[BEGIN]

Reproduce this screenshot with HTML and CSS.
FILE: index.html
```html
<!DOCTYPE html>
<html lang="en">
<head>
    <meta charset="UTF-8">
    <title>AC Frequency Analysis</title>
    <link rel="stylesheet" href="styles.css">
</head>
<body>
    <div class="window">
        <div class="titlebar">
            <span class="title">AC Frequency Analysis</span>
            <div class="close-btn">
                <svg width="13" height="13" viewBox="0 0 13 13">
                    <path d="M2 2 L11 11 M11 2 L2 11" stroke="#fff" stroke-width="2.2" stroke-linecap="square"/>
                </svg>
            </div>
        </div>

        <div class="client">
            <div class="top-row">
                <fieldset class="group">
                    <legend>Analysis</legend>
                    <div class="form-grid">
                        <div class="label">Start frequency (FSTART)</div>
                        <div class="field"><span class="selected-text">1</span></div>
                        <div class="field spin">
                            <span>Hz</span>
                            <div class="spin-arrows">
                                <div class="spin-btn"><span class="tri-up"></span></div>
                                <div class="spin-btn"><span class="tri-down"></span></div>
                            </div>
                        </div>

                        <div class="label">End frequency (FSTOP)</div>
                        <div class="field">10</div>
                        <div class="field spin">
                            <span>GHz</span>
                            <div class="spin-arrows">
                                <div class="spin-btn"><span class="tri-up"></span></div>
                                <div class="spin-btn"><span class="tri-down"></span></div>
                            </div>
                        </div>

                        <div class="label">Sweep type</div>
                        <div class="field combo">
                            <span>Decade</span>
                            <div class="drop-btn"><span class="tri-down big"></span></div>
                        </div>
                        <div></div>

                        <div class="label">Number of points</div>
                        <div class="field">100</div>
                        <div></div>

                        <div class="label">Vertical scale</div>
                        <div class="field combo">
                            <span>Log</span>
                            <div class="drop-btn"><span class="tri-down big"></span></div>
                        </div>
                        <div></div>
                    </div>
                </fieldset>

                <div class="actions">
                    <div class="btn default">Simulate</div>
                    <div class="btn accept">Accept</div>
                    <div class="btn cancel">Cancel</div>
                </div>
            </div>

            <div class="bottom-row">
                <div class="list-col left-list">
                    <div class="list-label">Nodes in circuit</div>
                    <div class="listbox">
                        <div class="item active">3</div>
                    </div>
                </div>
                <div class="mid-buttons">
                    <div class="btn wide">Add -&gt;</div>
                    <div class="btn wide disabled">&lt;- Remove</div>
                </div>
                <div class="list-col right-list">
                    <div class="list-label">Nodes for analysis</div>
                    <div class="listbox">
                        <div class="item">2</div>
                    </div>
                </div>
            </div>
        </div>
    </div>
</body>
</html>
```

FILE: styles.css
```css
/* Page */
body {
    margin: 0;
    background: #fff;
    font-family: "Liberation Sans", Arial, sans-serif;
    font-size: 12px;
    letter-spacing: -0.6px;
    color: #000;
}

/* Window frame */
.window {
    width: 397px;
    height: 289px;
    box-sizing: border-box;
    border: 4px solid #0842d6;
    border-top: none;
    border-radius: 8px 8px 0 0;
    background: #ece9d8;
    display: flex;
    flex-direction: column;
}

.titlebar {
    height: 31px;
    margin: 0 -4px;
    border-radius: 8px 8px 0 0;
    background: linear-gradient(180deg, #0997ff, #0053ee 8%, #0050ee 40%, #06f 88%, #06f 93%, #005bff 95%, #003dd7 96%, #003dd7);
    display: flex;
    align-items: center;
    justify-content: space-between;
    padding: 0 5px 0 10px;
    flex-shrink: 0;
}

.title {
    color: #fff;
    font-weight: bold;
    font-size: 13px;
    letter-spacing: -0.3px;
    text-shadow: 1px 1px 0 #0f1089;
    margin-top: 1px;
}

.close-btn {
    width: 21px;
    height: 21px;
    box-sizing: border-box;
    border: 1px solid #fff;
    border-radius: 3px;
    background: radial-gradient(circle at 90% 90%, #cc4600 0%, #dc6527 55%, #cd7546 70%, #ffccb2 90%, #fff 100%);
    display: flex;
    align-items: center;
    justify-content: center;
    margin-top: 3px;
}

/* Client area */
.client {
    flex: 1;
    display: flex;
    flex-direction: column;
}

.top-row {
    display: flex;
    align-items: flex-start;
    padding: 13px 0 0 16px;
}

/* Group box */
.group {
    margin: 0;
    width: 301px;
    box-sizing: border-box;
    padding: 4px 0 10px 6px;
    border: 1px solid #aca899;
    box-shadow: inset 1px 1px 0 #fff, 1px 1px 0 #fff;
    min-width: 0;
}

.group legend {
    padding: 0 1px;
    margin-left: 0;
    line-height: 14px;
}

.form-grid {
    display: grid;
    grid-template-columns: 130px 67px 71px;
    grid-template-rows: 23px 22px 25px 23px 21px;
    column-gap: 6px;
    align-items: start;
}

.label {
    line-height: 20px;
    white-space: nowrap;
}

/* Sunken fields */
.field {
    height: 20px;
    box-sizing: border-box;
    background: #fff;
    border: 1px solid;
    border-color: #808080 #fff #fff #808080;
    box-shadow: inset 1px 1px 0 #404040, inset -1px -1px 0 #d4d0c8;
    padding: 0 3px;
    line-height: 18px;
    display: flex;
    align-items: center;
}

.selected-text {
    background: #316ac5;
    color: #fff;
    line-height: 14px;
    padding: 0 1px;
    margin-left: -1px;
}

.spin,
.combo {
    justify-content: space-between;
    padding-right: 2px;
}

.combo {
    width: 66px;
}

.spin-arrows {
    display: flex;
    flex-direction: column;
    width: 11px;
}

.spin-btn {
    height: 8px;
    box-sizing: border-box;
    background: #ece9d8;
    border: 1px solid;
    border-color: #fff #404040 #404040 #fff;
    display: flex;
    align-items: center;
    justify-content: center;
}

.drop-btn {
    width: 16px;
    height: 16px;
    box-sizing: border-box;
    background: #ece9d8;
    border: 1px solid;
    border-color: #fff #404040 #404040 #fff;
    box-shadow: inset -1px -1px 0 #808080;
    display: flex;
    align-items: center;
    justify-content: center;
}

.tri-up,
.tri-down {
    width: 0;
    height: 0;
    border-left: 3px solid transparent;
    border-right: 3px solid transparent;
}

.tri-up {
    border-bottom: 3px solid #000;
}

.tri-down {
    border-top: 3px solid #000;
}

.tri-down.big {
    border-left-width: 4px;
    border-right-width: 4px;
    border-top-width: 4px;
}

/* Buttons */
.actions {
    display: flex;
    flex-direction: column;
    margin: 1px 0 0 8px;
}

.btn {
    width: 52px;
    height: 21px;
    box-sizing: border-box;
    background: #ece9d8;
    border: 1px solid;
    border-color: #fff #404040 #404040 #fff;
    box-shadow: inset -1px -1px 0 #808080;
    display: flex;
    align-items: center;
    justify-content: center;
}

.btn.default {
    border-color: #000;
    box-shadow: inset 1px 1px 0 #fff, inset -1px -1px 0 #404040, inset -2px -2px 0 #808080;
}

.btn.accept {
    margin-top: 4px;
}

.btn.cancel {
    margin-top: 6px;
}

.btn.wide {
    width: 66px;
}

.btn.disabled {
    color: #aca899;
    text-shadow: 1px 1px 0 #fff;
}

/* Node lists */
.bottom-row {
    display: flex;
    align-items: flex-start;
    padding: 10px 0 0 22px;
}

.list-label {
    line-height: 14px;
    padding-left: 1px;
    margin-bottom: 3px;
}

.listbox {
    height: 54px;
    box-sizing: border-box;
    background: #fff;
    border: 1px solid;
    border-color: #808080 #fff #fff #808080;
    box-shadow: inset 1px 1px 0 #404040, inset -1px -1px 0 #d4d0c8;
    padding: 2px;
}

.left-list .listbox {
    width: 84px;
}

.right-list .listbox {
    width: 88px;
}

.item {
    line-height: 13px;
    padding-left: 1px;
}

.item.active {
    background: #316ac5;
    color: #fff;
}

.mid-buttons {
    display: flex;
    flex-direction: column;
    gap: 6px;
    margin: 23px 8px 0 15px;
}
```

[END]

• WHAT TO PRODUCE:
Extract all of the material exactly as it is written.

• SOLUTION FOR THIS PROBLEM:
Reproduce this screenshot with HTML and CSS.
FILE: index.html
```html
<!DOCTYPE html>
<html lang="en">
<head>
    <meta charset="UTF-8">
    <title>AC Frequency Analysis</title>
    <link rel="stylesheet" href="styles.css">
</head>
<body>
    <div class="window">
        <div class="titlebar">
            <span class="title">AC Frequency Analysis</span>
            <div class="close-btn">
                <svg width="13" height="13" viewBox="0 0 13 13">
                    <path d="M2 2 L11 11 M11 2 L2 11" stroke="#fff" stroke-width="2.2" stroke-linecap="square"/>
                </svg>
            </div>
        </div>

        <div class="client">
            <div class="top-row">
                <fieldset class="group">
                    <legend>Analysis</legend>
                    <div class="form-grid">
                        <div class="label">Start frequency (FSTART)</div>
                        <div class="field"><span class="selected-text">1</span></div>
                        <div class="field spin">
                            <span>Hz</span>
                            <div class="spin-arrows">
                                <div class="spin-btn"><span class="tri-up"></span></div>
                                <div class="spin-btn"><span class="tri-down"></span></div>
                            </div>
                        </div>

                        <div class="label">End frequency (FSTOP)</div>
                        <div class="field">10</div>
                        <div class="field spin">
                            <span>GHz</span>
                            <div class="spin-arrows">
                                <div class="spin-btn"><span class="tri-up"></span></div>
                                <div class="spin-btn"><span class="tri-down"></span></div>
                            </div>
                        </div>

                        <div class="label">Sweep type</div>
                        <div class="field combo">
                            <span>Decade</span>
                            <div class="drop-btn"><span class="tri-down big"></span></div>
                        </div>
                        <div></div>

                        <div class="label">Number of points</div>
                        <div class="field">100</div>
                        <div></div>

                        <div class="label">Vertical scale</div>
                        <div class="field combo">
                            <span>Log</span>
                            <div class="drop-btn"><span class="tri-down big"></span></div>
                        </div>
                        <div></div>
                    </div>
                </fieldset>

                <div class="actions">
                    <div class="btn default">Simulate</div>
                    <div class="btn accept">Accept</div>
                    <div class="btn cancel">Cancel</div>
                </div>
            </div>

            <div class="bottom-row">
                <div class="list-col left-list">
                    <div class="list-label">Nodes in circuit</div>
                    <div class="listbox">
                        <div class="item active">3</div>
                    </div>
                </div>
                <div class="mid-buttons">
                    <div class="btn wide">Add -&gt;</div>
                    <div class="btn wide disabled">&lt;- Remove</div>
                </div>
                <div class="list-col right-list">
                    <div class="list-label">Nodes for analysis</div>
                    <div class="listbox">
                        <div class="item">2</div>
                    </div>
                </div>
            </div>
        </div>
    </div>
</body>
</html>
```

FILE: styles.css
```css
/* Page */
body {
    margin: 0;
    background: #fff;
    font-family: "Liberation Sans", Arial, sans-serif;
    font-size: 12px;
    letter-spacing: -0.6px;
    color: #000;
}

/* Window frame */
.window {
    width: 397px;
    height: 289px;
    box-sizing: border-box;
    border: 4px solid #0842d6;
    border-top: none;
    border-radius: 8px 8px 0 0;
    background: #ece9d8;
    display: flex;
    flex-direction: column;
}

.titlebar {
    height: 31px;
    margin: 0 -4px;
    border-radius: 8px 8px 0 0;
    background: linear-gradient(180deg, #0997ff, #0053ee 8%, #0050ee 40%, #06f 88%, #06f 93%, #005bff 95%, #003dd7 96%, #003dd7);
    display: flex;
    align-items: center;
    justify-content: space-between;
    padding: 0 5px 0 10px;
    flex-shrink: 0;
}

.title {
    color: #fff;
    font-weight: bold;
    font-size: 13px;
    letter-spacing: -0.3px;
    text-shadow: 1px 1px 0 #0f1089;
    margin-top: 1px;
}

.close-btn {
    width: 21px;
    height: 21px;
    box-sizing: border-box;
    border: 1px solid #fff;
    border-radius: 3px;
    background: radial-gradient(circle at 90% 90%, #cc4600 0%, #dc6527 55%, #cd7546 70%, #ffccb2 90%, #fff 100%);
    display: flex;
    align-items: center;
    justify-content: center;
    margin-top: 3px;
}

/* Client area */
.client {
    flex: 1;
    display: flex;
    flex-direction: column;
}

.top-row {
    display: flex;
    align-items: flex-start;
    padding: 13px 0 0 16px;
}

/* Group box */
.group {
    margin: 0;
    width: 301px;
    box-sizing: border-box;
    padding: 4px 0 10px 6px;
    border: 1px solid #aca899;
    box-shadow: inset 1px 1px 0 #fff, 1px 1px 0 #fff;
    min-width: 0;
}

.group legend {
    padding: 0 1px;
    margin-left: 0;
    line-height: 14px;
}

.form-grid {
    display: grid;
    grid-template-columns: 130px 67px 71px;
    grid-template-rows: 23px 22px 25px 23px 21px;
    column-gap: 6px;
    align-items: start;
}

.label {
    line-height: 20px;
    white-space: nowrap;
}

/* Sunken fields */
.field {
    height: 20px;
    box-sizing: border-box;
    background: #fff;
    border: 1px solid;
    border-color: #808080 #fff #fff #808080;
    box-shadow: inset 1px 1px 0 #404040, inset -1px -1px 0 #d4d0c8;
    padding: 0 3px;
    line-height: 18px;
    display: flex;
    align-items: center;
}

.selected-text {
    background: #316ac5;
    color: #fff;
    line-height: 14px;
    padding: 0 1px;
    margin-left: -1px;
}

.spin,
.combo {
    justify-content: space-between;
    padding-right: 2px;
}

.combo {
    width: 66px;
}

.spin-arrows {
    display: flex;
    flex-direction: column;
    width: 11px;
}

.spin-btn {
    height: 8px;
    box-sizing: border-box;
    background: #ece9d8;
    border: 1px solid;
    border-color: #fff #404040 #404040 #fff;
    display: flex;
    align-items: center;
    justify-content: center;
}

.drop-btn {
    width: 16px;
    height: 16px;
    box-sizing: border-box;
    background: #ece9d8;
    border: 1px solid;
    border-color: #fff #404040 #404040 #fff;
    box-shadow: inset -1px -1px 0 #808080;
    display: flex;
    align-items: center;
    justify-content: center;
}

.tri-up,
.tri-down {
    width: 0;
    height: 0;
    border-left: 3px solid transparent;
    border-right: 3px solid transparent;
}

.tri-up {
    border-bottom: 3px solid #000;
}

.tri-down {
    border-top: 3px solid #000;
}

.tri-down.big {
    border-left-width: 4px;
    border-right-width: 4px;
    border-top-width: 4px;
}

/* Buttons */
.actions {
    display: flex;
    flex-direction: column;
    margin: 1px 0 0 8px;
}

.btn {
    width: 52px;
    height: 21px;
    box-sizing: border-box;
    background: #ece9d8;
    border: 1px solid;
    border-color: #fff #404040 #404040 #fff;
    box-shadow: inset -1px -1px 0 #808080;
    display: flex;
    align-items: center;
    justify-content: center;
}

.btn.default {
    border-color: #000;
    box-shadow: inset 1px 1px 0 #fff, inset -1px -1px 0 #404040, inset -2px -2px 0 #808080;
}

.btn.accept {
    margin-top: 4px;
}

.btn.cancel {
    margin-top: 6px;
}

.btn.wide {
    width: 66px;
}

.btn.disabled {
    color: #aca899;
    text-shadow: 1px 1px 0 #fff;
}

/* Node lists */
.bottom-row {
    display: flex;
    align-items: flex-start;
    padding: 10px 0 0 22px;
}

.list-label {
    line-height: 14px;
    padding-left: 1px;
    margin-bottom: 3px;
}

.listbox {
    height: 54px;
    box-sizing: border-box;
    background: #fff;
    border: 1px solid;
    border-color: #808080 #fff #fff #808080;
    box-shadow: inset 1px 1px 0 #404040, inset -1px -1px 0 #d4d0c8;
    padding: 2px;
}

.left-list .listbox {
    width: 84px;
}

.right-list .listbox {
    width: 88px;
}

.item {
    line-height: 13px;
    padding-left: 1px;
}

.item.active {
    background: #316ac5;
    color: #fff;
}

.mid-buttons {
    display: flex;
    flex-direction: column;
    gap: 6px;
    margin: 23px 8px 0 15px;
}
```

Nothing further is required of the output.